Gravitational Myth 1 — Universal Attraction:
Newton’s inverse-square law implies every object attracts every other, yet most calculations treat only two-body interactions. The Liquid Gravity Atomic (LGA) model proposes that an object’s effective gravitational range terminates at an equilibrium distance. This helps explain why heavier atoms require extra neutrons to balance protons: each nucleon behaves as a distinct gravitational source with a nearer equilibrium when embedded in a larger nucleus.

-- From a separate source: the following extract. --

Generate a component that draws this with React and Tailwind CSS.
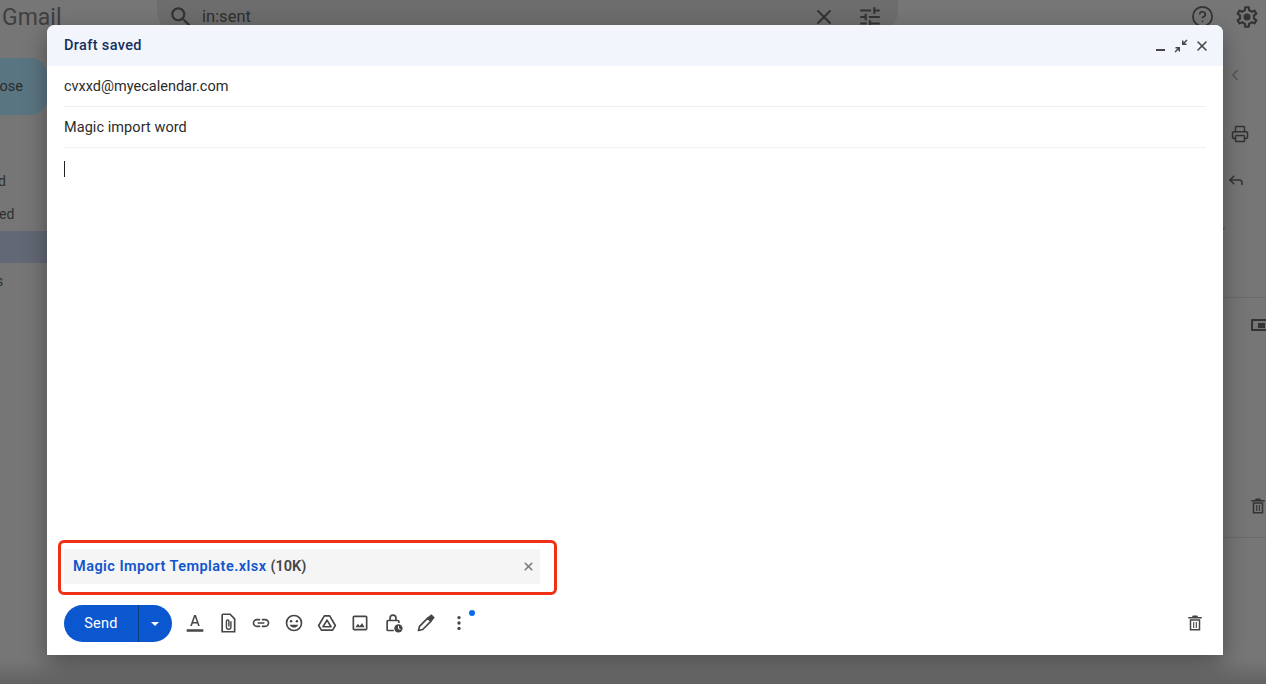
import { X, HelpCircle, ChevronLeft, Printer, Reply, ChevronDown } from "lucide-react";

const font = { fontFamily: "Roboto, 'Liberation Sans', sans-serif" };

const ToolIcon = ({ children }) => (
  <button className="w-[33px] h-[33px] flex items-center justify-center text-[#444746]">
    <svg width="20" height="20" viewBox="0 0 24 24" fill="currentColor">
      {children}
    </svg>
  </button>
);

const TrashIcon = ({ size, color }) => (
  <svg width={size} height={size} viewBox="0 0 24 24" fill={color}>
    <path d="M9 2h6l1 2h5v2H3V4h5l1-2zM5 7h14v15H5V7zm2 2v11h10V9H7zm2.500 1.500h1.500v8H9.500v-8zm3.500 0h1.500v8H13v-8z" />
  </svg>
);

const Toolbar = () => (
  <div className="flex items-center ml-[6px] mt-[-2px]">
    <ToolIcon>
      <path d="M2 19.500h20v3H2z" />
      <path d="M10.900 2.500h2.200l4.600 13h-2l-1-3H9.300l-1 3h-2l4.600-13zm-1 8.300h4.200L12 4.900l-2.100 5.900z" />
    </ToolIcon>
    <ToolIcon>
      <path d="M6 1.500h8.500L20 7v15.500H5V2.500a1 1 0 0 1 1-1z" fill="none" stroke="currentColor" strokeWidth="2" />
      <path
        d="M15.500 10v6.700a2.700 2.700 0 0 1-5.400 0V9.800a1.500 1.500 0 0 1 3 0v6.400"
        fill="none"
        stroke="currentColor"
        strokeWidth="1.700"
      />
    </ToolIcon>
    <ToolIcon>
      <path d="M3.900 12c0-1.710 1.390-3.100 3.100-3.100h4V7H7c-2.760 0-5 2.240-5 5s2.240 5 5 5h4v-1.900H7c-1.710 0-3.100-1.390-3.100-3.100zM8 13h8v-2H8v2zm9-6h-4v1.900h4c1.710 0 3.100 1.390 3.100 3.100s-1.390 3.100-3.100 3.100h-4V17h4c2.760 0 5-2.240 5-5s-2.240-5-5-5z" />
    </ToolIcon>
    <ToolIcon>
      <path d="M12 2a10 10 0 1 0 0 20 10 10 0 0 0 0-20zm0 18a8 8 0 1 1 0-16 8 8 0 0 1 0 16z" />
      <circle cx="8.500" cy="9.800" r="1.500" />
      <circle cx="15.500" cy="9.800" r="1.500" />
      <path d="M12 17.500c2.300 0 4.300-1.400 5.100-3.500H6.900c.8 2.100 2.800 3.500 5.100 3.500z" />
    </ToolIcon>
    <ToolIcon>
      <path
        d="M8.800 3.500h6.400L22 15l-3.300 5.500H5.300L2 15z"
        fill="none"
        stroke="currentColor"
        strokeWidth="2"
        strokeLinejoin="round"
      />
      <path d="M12 8.500 7.200 16.500h9.600z" fill="none" stroke="currentColor" strokeWidth="2" strokeLinejoin="round" />
    </ToolIcon>
    <ToolIcon>
      <path d="M19 3H5a2 2 0 0 0-2 2v14a2 2 0 0 0 2 2h14a2 2 0 0 0 2-2V5a2 2 0 0 0-2-2zm0 16H5V5h14v14z" />
      <path d="M6.500 17l3-4 2 2.500 1.500-1.500 1.500-2 3 5h-11z" />
    </ToolIcon>
    <ToolIcon>
      <path d="M12 1.500a4.500 4.500 0 0 0-4.500 4.500v2H6a2 2 0 0 0-2 2v10a2 2 0 0 0 2 2h7v-2H6V10h12v2h2v-2a2 2 0 0 0-2-2h-1.500V6A4.500 4.500 0 0 0 12 1.500zm0 2A2.500 2.500 0 0 1 14.500 6v2h-5V6A2.500 2.500 0 0 1 12 3.500z" />
      <circle cx="18.500" cy="18.500" r="5" />
      <path d="M18 15.500h1.200v2.800l2 1.200-.6 1-2.600-1.500z" fill="#fff" />
    </ToolIcon>
    <ToolIcon>
      <path
        d="M3 21l1.200-5L14 6.200l3.800 3.800L8 19.800 3 21z"
        fill="none"
        stroke="currentColor"
        strokeWidth="2"
        strokeLinejoin="round"
      />
      <path d="M13.500 5.500 18.500 1.500 22.500 5.500 18.500 10.500z" />
    </ToolIcon>
    <div className="relative">
      <ToolIcon>
        <circle cx="12" cy="5.500" r="2" />
        <circle cx="12" cy="12" r="2" />
        <circle cx="12" cy="18.500" r="2" />
      </ToolIcon>
      <span className="absolute top-[4px] right-[0px] w-[6px] h-[6px] rounded-full bg-[#0b6cf0]" />
    </div>
  </div>
);

const Compose = () => (
  <div className="absolute left-[47px] top-[25px] w-[1176px] h-[630px] bg-white rounded-t-lg flex flex-col shadow-[0_8px_24px_rgba(0,0,0,0.35)]">
    <div className="h-[41px] shrink-0 rounded-t-lg bg-[#f2f6fc] flex items-center justify-between pl-[17px] pr-[13px]">
      <span className="text-[14.5px] font-medium tracking-[0.36px] text-[#14305f]">Draft saved</span>
      <div className="flex items-center gap-[6px] text-[#444746]">
        <span className="w-[9px] h-[2px] bg-[#444746] mt-[9px] mr-[3px]" />
        <svg width="14" height="14" viewBox="0 0 14 14" fill="currentColor">
          <path d="M12.500 0.500 13.500 1.500 10.500 4.500 12.500 4.500 12.500 6 8 6 8 1.500 9.500 1.500 9.500 3.500z" />
          <path d="M1.500 13.500 0.500 12.500 3.500 9.500 1.500 9.500 1.500 8 6 8 6 12.500 4.500 12.500 4.500 10.500z" />
        </svg>
        <X size={16} strokeWidth={2.4} />
      </div>
    </div>
    <div className="mx-[17px] h-[41px] shrink-0 flex items-center pt-[2px] border-b border-[#f0f0f0] text-[14.5px] text-[#2b2b2b]">
      cvxxd@myecalendar.com
    </div>
    <div className="mx-[17px] h-[41px] shrink-0 flex items-center pt-[2px] border-b border-[#f0f0f0] text-[14.5px] tracking-[0.06px] text-[#2b2b2b]">
      Magic import word
    </div>
    <div className="flex-1 px-[17px] pt-[13px]">
      <div className="w-px h-[16px] bg-[#222]" />
    </div>
    <div className="ml-[11px] w-[499px] h-[55px] border-[3px] border-[#f03015] rounded-[6px] pl-[3px] pt-[6px]">
      <div className="w-[476px] h-[35px] bg-[#f5f5f5] flex items-center justify-between pl-[9px] pr-[5px] text-[14.5px] font-semibold">
        <span>
          <span className="text-[#1155cc] tracking-[0.46px]">Magic Import Template.xlsx</span>
          <span className="text-[#444] ml-1">(10K)</span>
        </span>
        <X size={13} strokeWidth={3} className="text-[#7a7a7a]" />
      </div>
    </div>
    <div className="h-[60px] shrink-0 flex items-center pl-[17px] pr-[19px] justify-between pb-[3px]">
      <div className="flex items-center">
        <div className="flex w-[108px] h-[37px] rounded-full bg-[#0b57d0] text-white items-center">
          <span className="w-[75px] text-center text-[14.5px] tracking-[0.3px] border-r border-[#0a3a80] leading-[37px]">Send</span>
          <span className="flex-1 flex justify-center pr-[2px]">
            <span className="w-0 h-0 border-l-[4.500px] border-r-[4.500px] border-t-[4.500px] border-l-transparent border-r-transparent border-t-white" />
          </span>
        </div>
        <Toolbar />
      </div>
      <div className="mt-[-2px]">
        <TrashIcon size={18} color="#444746" />
      </div>
    </div>
  </div>
);

// dimmed gmail page behind the compose window
const Background = () => (
  <div className="h-[684px] flex flex-col bg-[#767676] text-[#2f2f2f]">
    <div className="h-[51px] shrink-0 flex">
      <div className="w-[157px] pl-[2px] pt-[3px] text-[23px] leading-[30px] text-[#3f3f3f]">Gmail</div>
      <div className="w-[741px] h-[34px] rounded-b-[24px] bg-[#6d6d6d] flex items-center pl-[11px] pr-[15px]">
        <svg width="26" height="26" viewBox="0 0 24 24" fill="#333">
          <path d="M15.500 14h-.79l-.28-.27A6.471 6.471 0 0 0 16 9.500 6.500 6.500 0 1 0 9.500 16c1.610 0 3.090-.59 4.230-1.570l.27.28v.79l5 4.990L20.490 19l-4.990-5zm-6 0C7.010 14 5 11.990 5 9.500S7.010 5 9.500 5 14 7.010 14 9.500 11.990 14 9.500 14z" />
        </svg>
        <span className="ml-[8px] text-[16.500px]">in:sent</span>
        <X size={24} strokeWidth={2} className="ml-auto mr-[21px] text-[#333]" />
        <svg width="26" height="26" viewBox="0 0 24 24" fill="#333">
          <path d="M3 17v2h6v-2H3zM3 5v2h10V5H3zm10 16v-2h8v-2h-8v-2h-2v6h2zM7 9v2H3v2h4v2h2V9H7zm14 4v-2H11v2h10zm-6-4h2V7h4V5h-4V3h-2v6z" />
        </svg>
      </div>
      <div className="flex-1 flex justify-end items-start pt-[4px] pr-[6px] gap-[20px] text-[#333]">
        <HelpCircle size={23} strokeWidth={1.8} className="mt-[1px]" />
        <svg width="26" height="26" viewBox="0 0 24 24" fill="#333">
          <path d="M19.430 12.980c.04-.32.07-.64.07-.98 0-.34-.03-.66-.07-.98l2.110-1.650c.19-.15.24-.42.12-.64l-2-3.460c-.12-.22-.39-.3-.61-.22l-2.490 1c-.52-.4-1.080-.73-1.690-.98l-.38-2.650C14.460 2.180 14.250 2 14 2h-4c-.25 0-.46.18-.49.42l-.38 2.650c-.61.25-1.170.59-1.690.98l-2.490-1c-.23-.09-.49 0-.61.22l-2 3.460c-.13.22-.07.49.12.64l2.110 1.650c-.04.32-.07.65-.07.98 0 .33.03.66.07.98l-2.110 1.650c-.19.15-.24.42-.12.64l2 3.460c.12.22.39.3.61.22l2.490-1c.52.4 1.080.73 1.690.98l.38 2.650c.03.24.24.42.49.42h4c.25 0 .46-.18.49-.42l.38-2.650c.61-.25 1.170-.59 1.690-.98l2.490 1c.23.09.49 0 .61-.22l2-3.460c.12-.22.07-.49-.12-.64l-2.110-1.650zM17.450 11.270c.04.31.05.52.05.73 0 .21-.02.43-.05.73l-.14 1.130.89.7 1.080.84-.7 1.210-1.270-.51-1.040-.42-.9.68c-.43.32-.84.56-1.250.73l-1.060.43-.16 1.130-.2 1.350h-1.400l-.19-1.350-.16-1.130-1.060-.43c-.43-.18-.83-.41-1.230-.71l-.91-.7-1.060.43-1.270.51-.7-1.210 1.080-.84.89-.7-.14-1.130c-.03-.31-.05-.54-.05-.74s.02-.43.05-.73l.14-1.130-.89-.7-1.080-.84.7-1.210 1.270.51 1.040.42.9-.68c.43-.32.84-.56 1.250-.73l1.060-.43.16-1.130.2-1.350h1.390l.19 1.350.16 1.130 1.060.43c.43.18.83.41 1.230.71l.91.7 1.060-.43 1.270-.51.7 1.210-1.070.85-.89.7.14 1.130z" />
          <circle cx="12" cy="12" r="3.300" />
        </svg>
      </div>
    </div>
    <div className="flex-1 flex">
      <div className="w-[47px] shrink-0 flex flex-col">
        <div className="mt-[7px] h-[57px] rounded-r-[16px] bg-[#5a7582] flex items-center justify-end text-[14.500px] pr-[24px] text-[#2a2a2a] w-[47px] overflow-hidden">
          ose
        </div>
        <div className="mt-[57px] h-[18px] text-[14px] leading-[18px]">
          <span className="ml-[-2px]">d</span>
        </div>
        <div className="mt-[15px] h-[18px] text-[14px] leading-[18px]">
          <span className="ml-[-1px]">ed</span>
        </div>
        <div className="mt-[8px] h-[32px] bg-[#626875]" />
        <div className="mt-[9px] text-[14px] leading-[18px] overflow-hidden">
          <span className="ml-[-4px]">s</span>
        </div>
      </div>
      <div className="flex-1" />
      <div className="w-[43px] shrink-0 flex flex-col text-[#333]">
        <ChevronLeft size={18} strokeWidth={1.8} className="mt-[15px] ml-[3px] text-[#555]" />
        <Printer size={18} strokeWidth={2} className="mt-[41px] ml-[8px]" />
        <Reply size={18} strokeWidth={2} className="mt-[28px] ml-[4px]" />
        <ChevronDown size={10} strokeWidth={2} className="mt-[35px] ml-[-6px]" />
        <div className="mt-[63px] border-t border-[#6b6b6b] h-[240px]">
          <div className="w-[17px] h-[12px] border-2 border-[#333] ml-[28px] mt-[21px] rounded-[1px] flex justify-end items-end pr-[1px] pb-[1px]">
            <span className="w-[7px] h-[5px] bg-[#333]" />
          </div>
          <div className="ml-[26px] mt-[166px]">
            <TrashIcon size={18} color="#333" />
          </div>
        </div>
        <div className="border-t border-[#6b6b6b]" />
      </div>
    </div>
    <div className="h-[24px] shrink-0 bg-gradient-to-b from-[#767676] to-[#626262]" />
  </div>
);

export default function App() {
  return (
    <div className="relative w-[1266px] h-[684px] overflow-hidden" style={font}>
      <Background />
      <Compose />
    </div>
  );
}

Gravitational Myth 2 — Propagation speed of gravity:
Einstein’s theory and LIGO detections link gravitational waves to light-speed propagation, yet apparent near-instantaneous interactions remain debated. The Liquid Gravity Atomic (LGA) model suggests gravity is a quasi-static field produced by negative pressure in a pervasive medium; this medium’s large-scale gravitational structures move with their masses, while wave-like distortions travel at the speed of light. That distinction reconciles observed wave speeds with effectively immediate gravitational coupling
Gravitational Myth 3 — Gravity radiates outward like sunlight:
While photons stream outward from stars, gravity may behave differently. The Liquid Gravity Atomic (LGA) model posits that once an object’s equilibrium boundary is reached, excess gravitational influence is driven toward the center, compressed, and released as fine filamentary streams or polar exhaust jets capable of crossing equilibrium limits and linking adjacent gravitational wells.